上岡覺の土地公有論・土地國有論

 

1 中村太八郎

 

 中村太八郎は、「普選・土地國有論の父」として、わが國近代史の書物にその名を見出すことができる。しかし、中村について書かれた書籍は、「普選・土地國有論の父 中村太八郎傳」(平野義太郎編・日光書院・昭和十三年十一月)くらゐしか見つからない。私が所有してゐるものは、その復刻版(中村太八郎先生事蹟顕彰会・昭和四十七年七月)で、中村太八郎先生事蹟顕彰会の理事をされてゐる太田義一氏より、譲つて頂いたものである。

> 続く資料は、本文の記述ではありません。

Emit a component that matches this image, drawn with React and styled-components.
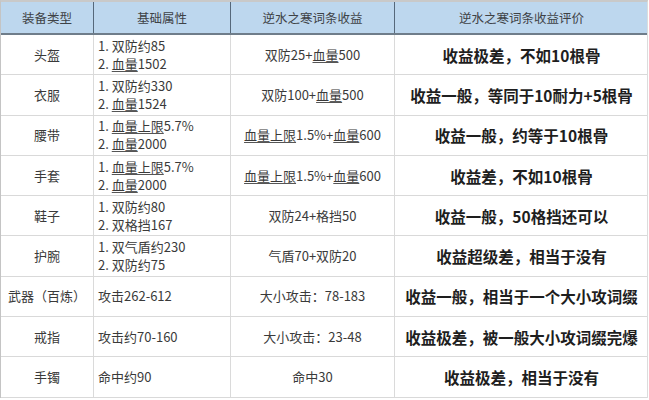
import React from 'react';
import styled, { createGlobalStyle } from 'styled-components';

const GlobalStyle = createGlobalStyle`
  html, body {
    margin: 0;
    padding: 0;
    background: #ffffff;
  }
  body {
    font-family: "Noto Sans CJK SC", "Noto Sans", sans-serif;
  }
`;

const COLS = '93px 137px 164px 253px';

const Table = styled.div`
  width: 648px;
  display: flex;
  flex-direction: column;
  border-top: 2px solid #c9c9c9;
  border-left: 1px solid #c4c4c4;
  border-right: 1px solid #dcdcdc;
  box-sizing: border-box;
`;

const HeaderRow = styled.div`
  display: grid;
  grid-template-columns: ${COLS};
  height: 31px;
  background: #bdd7ee;
  border-bottom: 2px solid #6f7d8a;
`;

const HeadCell = styled.div`
  display: flex;
  align-items: center;
  justify-content: center;
  font-size: 12.5px;
  color: #3e4246;
  border-right: ${p => (p.$last ? 'none' : '1px solid #56687a')};
`;

const BodyRow = styled.div`
  display: grid;
  grid-template-columns: ${COLS};
  height: 40.3px;
  box-sizing: border-box;
  border-bottom: 1px solid #d9d9d9;
`;

const Cell = styled.div`
  display: flex;
  flex-direction: column;
  justify-content: center;
  align-items: ${p => (p.$left ? 'flex-start' : 'center')};
  padding-left: ${p => (p.$left ? '4px' : '0')};
  font-size: ${p => (p.$bold ? '15.5px' : '13px')};
  font-weight: ${p => (p.$bold ? 700 : 400)};
  color: ${p => (p.$bold ? '#1e1e1e' : '#3a3a3a')};
  line-height: 18px;
  white-space: nowrap;
  border-right: ${p => (p.$last ? 'none' : '1px solid #dadada')};
`;

const Line = styled.div`
  white-space: nowrap;
`;

const Mark = styled.span`
  text-decoration: underline;
  text-decoration-color: #555;
  text-underline-offset: 2px;
`;

// wrap 血量 / 血量上限 with the spell-check style underline
const rich = (text) => {
  const parts = text.split(/(血量上限|血量)/);
  return parts.map((p, i) =>
    p === '血量' || p === '血量上限' ? <Mark key={i}>{p}</Mark> : <React.Fragment key={i}>{p}</React.Fragment>
  );
};

const rows = [
  { type: '头盔', base: ['1. 双防约85', '2. 血量1502'], gain: '双防25+血量500', rate: '收益极差，不如10根骨' },
  { type: '衣服', base: ['1. 双防约330', '2. 血量1524'], gain: '双防100+血量500', rate: '收益一般，等同于10耐力+5根骨' },
  { type: '腰带', base: ['1. 血量上限5.7%', '2. 血量2000'], gain: '血量上限1.5%+血量600', rate: '收益一般，约等于10根骨' },
  { type: '手套', base: ['1. 血量上限5.7%', '2. 血量2000'], gain: '血量上限1.5%+血量600', rate: '收益差，不如10根骨' },
  { type: '鞋子', base: ['1. 双防约80', '2. 双格挡167'], gain: '双防24+格挡50', rate: '收益一般，50格挡还可以' },
  { type: '护腕', base: ['1. 双气盾约230', '2. 双防约75'], gain: '气盾70+双防20', rate: '收益超级差，相当于没有' },
  { type: '武器（百炼）', base: ['攻击262-612'], gain: '大小攻击：78-183', rate: '收益一般，相当于一个大小攻词缀' },
  { type: '戒指', base: ['攻击约70-160'], gain: '大小攻击：23-48', rate: '收益极差，被一般大小攻词缀完爆' },
  { type: '手镯', base: ['命中约90'], gain: '命中30', rate: '收益极差，相当于没有' },
];

export default function App() {
  return (
    <>
      <GlobalStyle />
      <Table>
        <HeaderRow>
          <HeadCell>装备类型</HeadCell>
          <HeadCell>基础属性</HeadCell>
          <HeadCell>逆水之寒词条收益</HeadCell>
          <HeadCell $last>逆水之寒词条收益评价</HeadCell>
        </HeaderRow>
        {rows.map(r => (
          <BodyRow key={r.type}>
            <Cell>{r.type}</Cell>
            <Cell $left>
              {r.base.map(line => (
                <Line key={line}>{rich(line)}</Line>
              ))}
            </Cell>
            <Cell>
              <Line>{rich(r.gain)}</Line>
            </Cell>
            <Cell $bold $last>{r.rate}</Cell>
          </BodyRow>
        ))}
      </Table>
    </>
  );
}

中村は、明治元年二月二十日、長野縣東筑摩郡山形村大池に生れてゐる。普選・土地國有の運動がよく知られてゐるが、明治二十三年、地價修正反對運動をはじめ、數々政治運動に手を染めてゐたやうである。異色のものでは、世界大戰時、歐州遠征義勇軍の構想などもある。やはり、壓巻は大正八年三月一日の普選要求示威行列、わが國最初のデモ行進である。警視廳との粘り強い交渉で、主催者の計畫通りに實行することを認めさせた。

NPO、市民運動家の元祖のやうでもある。